According to an article published by the U.S. Southern Command, Chinese fishing vessels have aggressively violated maritime boundaries and conducted illegal fishing operations as far away as South America in older to sustain China’s massive demand for seafood. This entanglement isn’t purely economic, and comes with reverberating effects within both security and environmental circles the world over.

Addressing concerns about China’s massive fishing fleet (estimated at nearly 3,000 ships) is complicated, in large part because its activities often skirt the boundary of international waters. These vessels routinely violate the sovereign waters of other nations–often bolstered by Chinese Coast Guard escorts–but return to international waters before they can be caught and charged. From there, ship-to-ship transfers with refrigerated vessels allow the Chinese fishing industry to continue stripping other areas of marine life without acknowledging regional limits established by local governments.

It’s not that the Chinese fleet can’t fish in international waters, but its close presence generates controversy. For example, Juan Carlos Sueiro, Peru’s fisheries director of the international organization, Oceana, indicated that it “already identified vessels entering into Peruvian waters without a license or with duplicated ID.”

These violations create a complicated security environment for South American nations to prevent Chinese fishing crews from over-fishing their waters or hunting endangered or protected species. Regions near Peru and Argentina have the largest congregation of these vessels in the world. Often, there’s a lack of infrastructure for surveillance or the means to mount an effective determent effort. In August of 2017, the vessel Fu Yuan Yu Leng 999 was boarded by authorities from Ecuador after the crew was caught fishing in a protected marine reserve. Onboard, authorities found 300 tons of shark fins, which had been cut off of live sharks that were thrown back to sea. The harvest is for a specialty dish in China, shark fin soup, which is commonly served at special occasions such as weddings.

As stocks dwindle in South American waters and threaten economic reliance on the native fishing industry, tensions will only continue to rise between China and other countries. In fact, Coast Guard vessels in Argentina already fired on and even sunk Chinese fishing vessels on more than one occasion as a result of illegal fishing activities.

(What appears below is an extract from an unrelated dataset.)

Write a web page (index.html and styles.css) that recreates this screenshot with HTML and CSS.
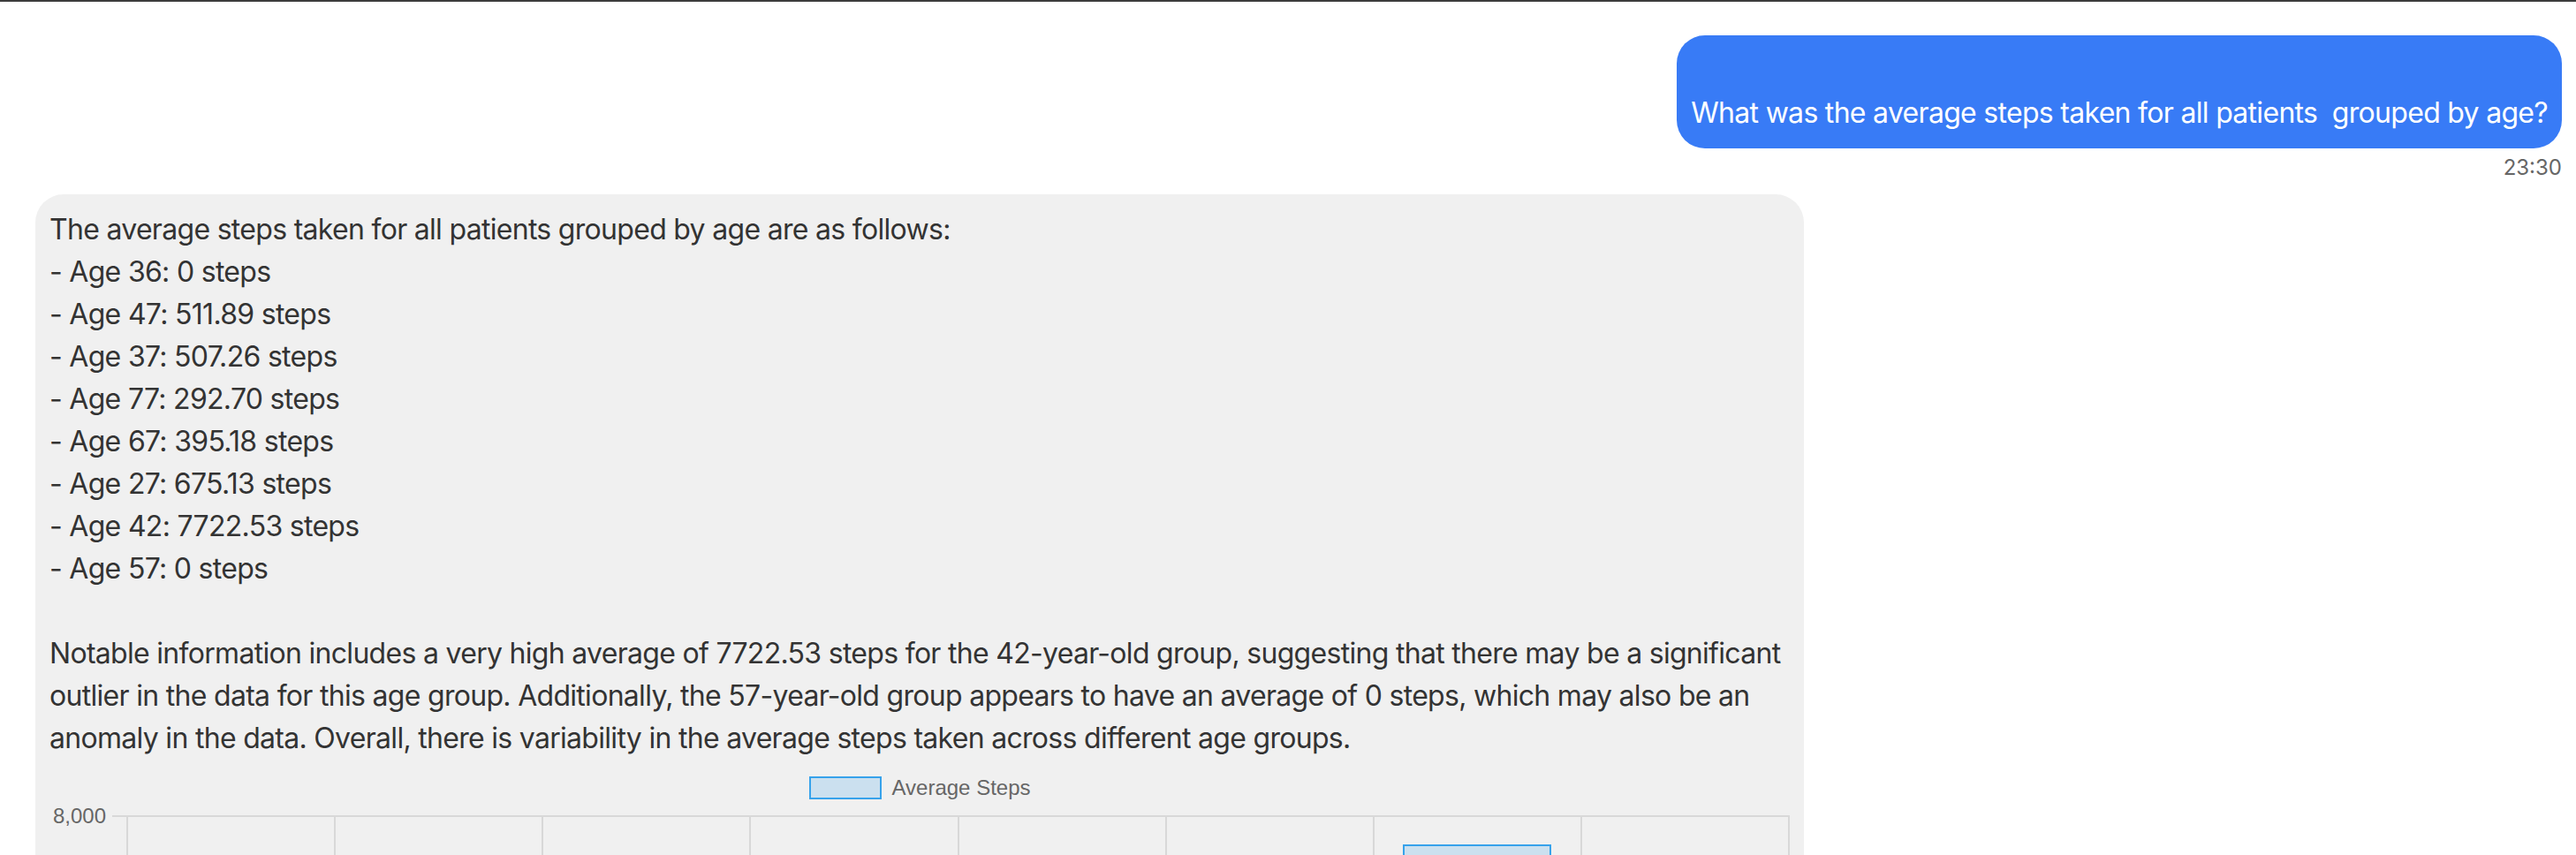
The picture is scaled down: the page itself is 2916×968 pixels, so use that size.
FILE: index.html
```html
<!DOCTYPE html>
<html lang="en">
<head>
<meta charset="utf-8">
<title>Chat</title>
<link rel="stylesheet" href="styles.css">
</head>
<body>
<div class="topline"></div>
<main class="chat">
  <div class="msg-row user-row">
    <div class="bubble user-bubble">
What was the average steps taken for all patients  grouped by age?</div>
    <div class="time">23:30</div>
  </div>
  <div class="msg-row bot-row">
    <div class="bubble bot-bubble">
      <div class="bot-text">The average steps taken for all patients grouped by age are as follows:
- Age 36: 0 steps
- Age 47: 511.89 steps
- Age 37: 507.26 steps
- Age 77: 292.70 steps
- Age 67: 395.18 steps
- Age 27: 675.13 steps
- Age 42: 7722.53 steps
- Age 57: 0 steps

Notable information includes a very high average of 7722.53 steps for the 42-year-old group, suggesting that there may be a significant outlier in the data for this age group. Additionally, the 57-year-old group appears to have an average of 0 steps, which may also be an anomaly in the data. Overall, there is variability in the average steps taken across different age groups.</div>
      <div class="chart">
        <div class="legend">
          <span class="legend-box"></span>
          <span class="legend-label">Average Steps</span>
        </div>
        <div class="plot-row">
          <div class="yaxis">
            <div class="ytick"><span class="ylabel">8,000</span><span class="tickmark"></span></div>
            <div class="ytick"><span class="ylabel">7,000</span><span class="tickmark"></span></div>
            <div class="ytick"><span class="ylabel">6,000</span><span class="tickmark"></span></div>
            <div class="ytick"><span class="ylabel">5,000</span><span class="tickmark"></span></div>
            <div class="ytick"><span class="ylabel">4,000</span><span class="tickmark"></span></div>
            <div class="ytick"><span class="ylabel">3,000</span><span class="tickmark"></span></div>
            <div class="ytick"><span class="ylabel">2,000</span><span class="tickmark"></span></div>
            <div class="ytick"><span class="ylabel">1,000</span><span class="tickmark"></span></div>
            <div class="ytick"><span class="ylabel">0</span><span class="tickmark"></span></div>
          </div>
          <div class="plot">
            <div class="col"><div class="bar" style="height:0px"></div></div>
            <div class="col"><div class="bar" style="height:57.2px"></div></div>
            <div class="col"><div class="bar" style="height:56.7px"></div></div>
            <div class="col"><div class="bar" style="height:32.7px"></div></div>
            <div class="col"><div class="bar" style="height:44.2px"></div></div>
            <div class="col"><div class="bar" style="height:75.4px"></div></div>
            <div class="col"><div class="bar" style="height:863px"></div></div>
            <div class="col"><div class="bar" style="height:0px"></div></div>
          </div>
        </div>
        <div class="xaxis">
          <span>36</span><span>47</span><span>37</span><span>77</span><span>67</span><span>27</span><span>42</span><span>57</span>
        </div>
      </div>
    </div>
  </div>
</main>
</body>
</html>
```
FILE: styles.css
```css
* { box-sizing: border-box; }
html, body { margin: 0; padding: 0; background: #ffffff; }
body {
  font-family: Inter, "Noto Sans", sans-serif;
  color: #333333;
}
.topline {
  height: 2px;
  background: #3c3c3c;
}
.chat {
  padding: 38px 16px 0 40px;
}
.msg-row {
  display: flex;
  flex-direction: column;
}
.user-row { align-items: flex-end; }
.bot-row { align-items: flex-start; margin-top: 14px; }
.bubble {
  border-radius: 32px;
  padding: 16px;
  font-size: 32px;
  line-height: 48px;
  letter-spacing: -0.7px;
  max-width: 70%;
}
.user-bubble {
  background: #387bf6;
  color: #ffffff;
  white-space: pre-wrap;
}
.time {
  margin-top: 6px;
  font-size: 24px;
  line-height: 32px;
  color: #666666;
}
.bot-bubble {
  width: 70%;
  background: #f0f0f0;
  color: #333333;
}
.bot-text {
  white-space: pre-wrap;
}
.chart {
  font-family: "Liberation Sans", Arial, sans-serif;
  color: #666666;
  letter-spacing: 0;
}
.legend {
  display: flex;
  justify-content: center;
  align-items: center;
  gap: 12px;
  padding: 19px 0 18px;
  height: 63px;
}
.legend-box {
  width: 82px;
  height: 26px;
  border: 2px solid rgb(54, 162, 235);
  background: rgba(54, 162, 235, 0.2);
}
.legend-label {
  font-size: 24px;
  line-height: 26px;
}
.plot-row {
  display: flex;
}
.yaxis {
  width: 87px;
  height: 894px;
  display: flex;
  flex-direction: column;
  justify-content: space-between;
}
.ytick {
  height: 2px;
  display: flex;
  align-items: center;
  justify-content: flex-end;
}
.ylabel {
  font-size: 24px;
  line-height: 28px;
  margin-right: 7px;
}
.tickmark {
  width: 16px;
  height: 2px;
  background: #d8d8d8;
}
.plot {
  flex: 1;
  height: 896px;
  display: grid;
  grid-template-columns: repeat(8, 1fr);
  background-image: linear-gradient(#d8d8d8 2px, transparent 2px);
  background-size: 100% 111.75px;
  border-right: 2px solid #d8d8d8;
}
.col {
  border-left: 2px solid #d8d8d8;
  display: flex;
  align-items: flex-end;
  justify-content: center;
}
.bar {
  width: 72%;
  border: 2px solid rgb(54, 162, 235);
  border-bottom: none;
  background: rgba(54, 162, 235, 0.2);
}
.xaxis {
  display: grid;
  grid-template-columns: repeat(8, 1fr);
  margin-left: 87px;
  padding-top: 10px;
  font-size: 24px;
  text-align: center;
}
```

In 2017, James G. Stavridis, the 16th supreme allied commander at NATO, co-wrote an op-ed for the Washington Post entitled, “The Fishing Wars are Coming.” In that piece, he and co-author Johan Bergenas laid out just how big an issue this illegal fishing may soon become. They wrote:

“The decline in nearly half of global fish stocks in recent decades is a growing and existential threat to roughly 1 billion people around the world who rely on seafood as their primary source of protein. No other country is more concerned about the increasingly empty oceans than China, whose people eat twice as much fish as the global average.

In order to keep its people fed and employed, the Chinese government provides hundreds of millions of dollars a year in subsidies to its distant-water fishing fleet. And in the South China Sea, it is common for its ships to receive Chinese Coast Guard escorts when illegally entering other countries’ fishing waters. As such, the Chinese government is directly enabling and militarizing the worldwide robbing of ocean resources.”